What the department fails to recognize is that not every application starts the reinstatement clock running. Under the express language of OCGA § 40-5-75(a)(1), a person must wait 180 days from conviction before applying for reinstatement. Thus, had Schueman filed his application for reinstatement only 30 days after his first VGCSA conviction, his application would not have been effective. But Schueman did not apply for reinstatement until well after 180 days after his first conviction.5 Accordingly, the reinstatement clock began running when he first applied for reinstatement.

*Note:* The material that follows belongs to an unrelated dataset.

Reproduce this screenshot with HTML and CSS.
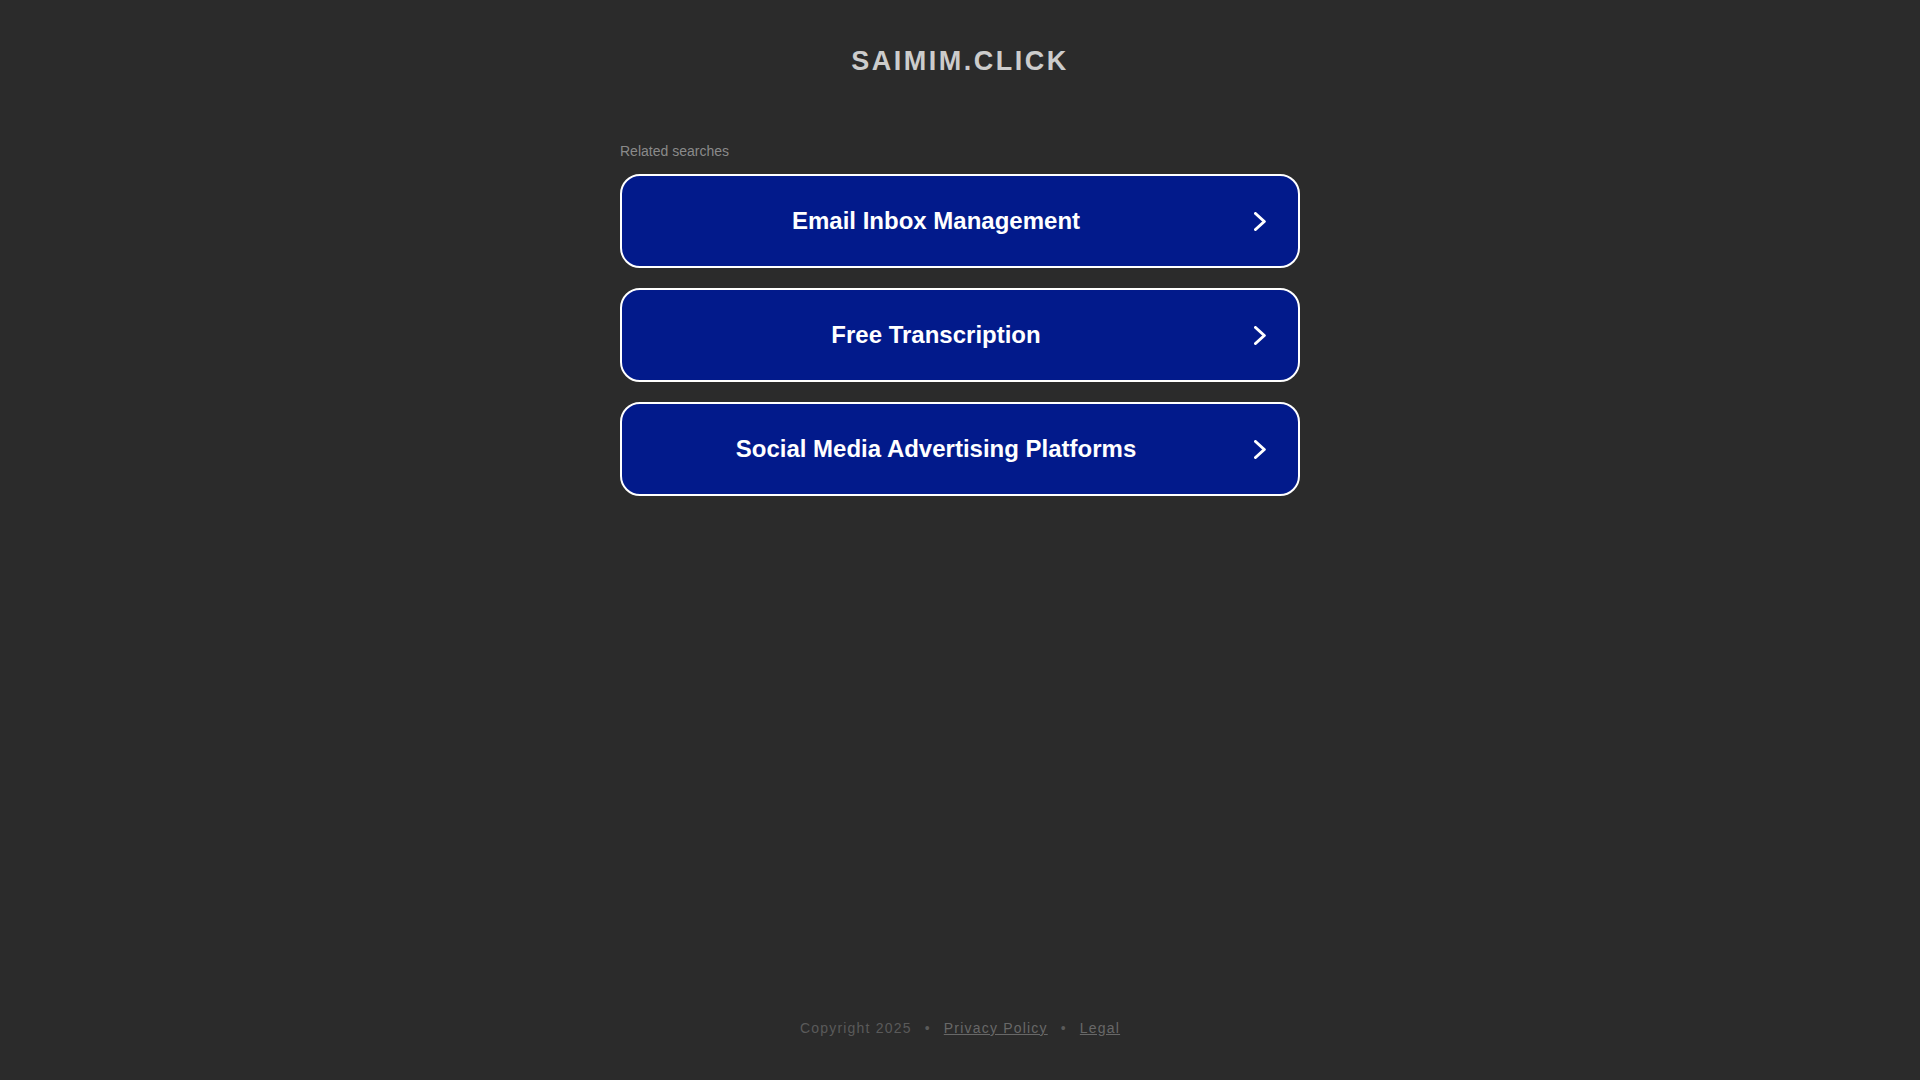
FILE: index.html
```html
<!DOCTYPE html>
<html lang="en">
<head>
<meta charset="utf-8">
<title>saimim.click</title>
<link rel="stylesheet" href="styles.css">
</head>
<body>
<div class="page">
  <header class="header">
    <h1 class="domain">SAIMIM.CLICK</h1>
  </header>
  <main class="content">
    <p class="related-label">Related searches</p>
    <ul class="links">
      <li><a class="link-box" href="#"><span class="link-text">Email Inbox Management</span><svg class="chevron" width="12" height="19" viewBox="0 0 12 19"><polyline points="1.5,1.5 10.3,9.5 1.5,17.5" fill="none" stroke="#fff" stroke-width="3" stroke-linecap="round" stroke-linejoin="round"/></svg></a></li>
      <li><a class="link-box" href="#"><span class="link-text">Free Transcription</span><svg class="chevron" width="12" height="19" viewBox="0 0 12 19"><polyline points="1.5,1.5 10.3,9.5 1.5,17.5" fill="none" stroke="#fff" stroke-width="3" stroke-linecap="round" stroke-linejoin="round"/></svg></a></li>
      <li><a class="link-box" href="#"><span class="link-text">Social Media Advertising Platforms</span><svg class="chevron" width="12" height="19" viewBox="0 0 12 19"><polyline points="1.5,1.5 10.3,9.5 1.5,17.5" fill="none" stroke="#fff" stroke-width="3" stroke-linecap="round" stroke-linejoin="round"/></svg></a></li>
    </ul>
  </main>
  <footer class="footer">
    <span class="copyright">Copyright 2025</span>
    <span class="sep">•</span>
    <a class="footer-link" href="#">Privacy Policy</a>
    <span class="sep">•</span>
    <a class="footer-link" href="#">Legal</a>
  </footer>
</div>
</body>
</html>
```

FILE: styles.css
```css
html, body {
  margin: 0;
  padding: 0;
}

body {
  background: #2b2b2b;
  font-family: "Liberation Sans", Arial, sans-serif;
}

.page {
  min-height: 100vh;
  display: flex;
  flex-direction: column;
  align-items: center;
}

.header {
  padding-top: 46px;
}

.domain {
  margin: 0;
  font-size: 27px;
  line-height: 31px;
  font-weight: bold;
  letter-spacing: 2.5px;
  color: #cccccc;
  text-align: center;
}

.content {
  width: 680px;
  margin-top: 66px;
}

.related-label {
  margin: 0 0 15px 0;
  font-size: 14px;
  line-height: 16px;
  color: #8a8a8a;
}

.links {
  list-style: none;
  margin: 0;
  padding: 0;
  display: flex;
  flex-direction: column;
  gap: 20px;
}

.link-box {
  box-sizing: border-box;
  height: 94px;
  display: flex;
  align-items: center;
  background: #021a8b;
  border: 2px solid #ffffff;
  border-radius: 20px;
  padding: 0 32px 0 0;
  text-decoration: none;
  color: #ffffff;
}

.link-text {
  flex: 1;
  text-align: center;
  font-size: 24px;
  font-weight: bold;
  line-height: 28px;
}

.chevron {
  display: block;
  margin-left: 4px;
  flex: none;
}

.footer {
  margin-top: auto;
  padding-bottom: 44px;
  display: flex;
  align-items: center;
  font-size: 14px;
  line-height: 16px;
  letter-spacing: 1.2px;
  color: #5a5a5a;
}

.sep {
  margin: 0 13px;
}

.footer-link {
  color: #686868;
  text-decoration: underline;
}
```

With respect to his second VGCSA conviction, OCGA § 40-5-75(a)(2) provides that a person must wait one year from the date of conviction before applying for reinstatement. If that person has a suspended license, however, he must wait until he applies for the first reinstatement before applying for the second reinstatement. In other words, the 180-day suspension from the first VGCSA conviction will run consecutively to the one-year suspension for the second VGCSA conviction. This construction is not only faithful to the express language of the statute, but it also serves its punitive intent by ensuring that repeat offenders serve no less than one year plus 180 days.6
The department's requirement that Schueman actually be eligible for reinstatement prior to filing his application would mean that Schueman's suspension would last much longer than one year and 180 days. But there is no statutory requirement that a person actually be eligible for reinstatement, and we see no need for creating such a requirement. Accordingly, the trial court properly reversed the decision of the department.
1. OCGA § 40-5-75(b).
2. Ga. Pub. Svc. Comm. v. ALLTEL Ga. Communications Corp., 227 Ga.App. 382, 384-385(1), 489 S.E.2d 350 (1997).
3. (Punctuation omitted.) Id. at 385, 489 S.E.2d 350.
4. (Emphasis supplied.)
5. The exact date Schueman first applied for reinstatement is not in the record. It appears, however, that he first applied shortly before August 6, 1996, the date the department responded by letter.
6. See Quiller v. Bowman, 262 Ga. 769, 771(1), 425 S.E.2d 641 (1993).
ANDREWS, P.J., and ELLINGTON, J., concur.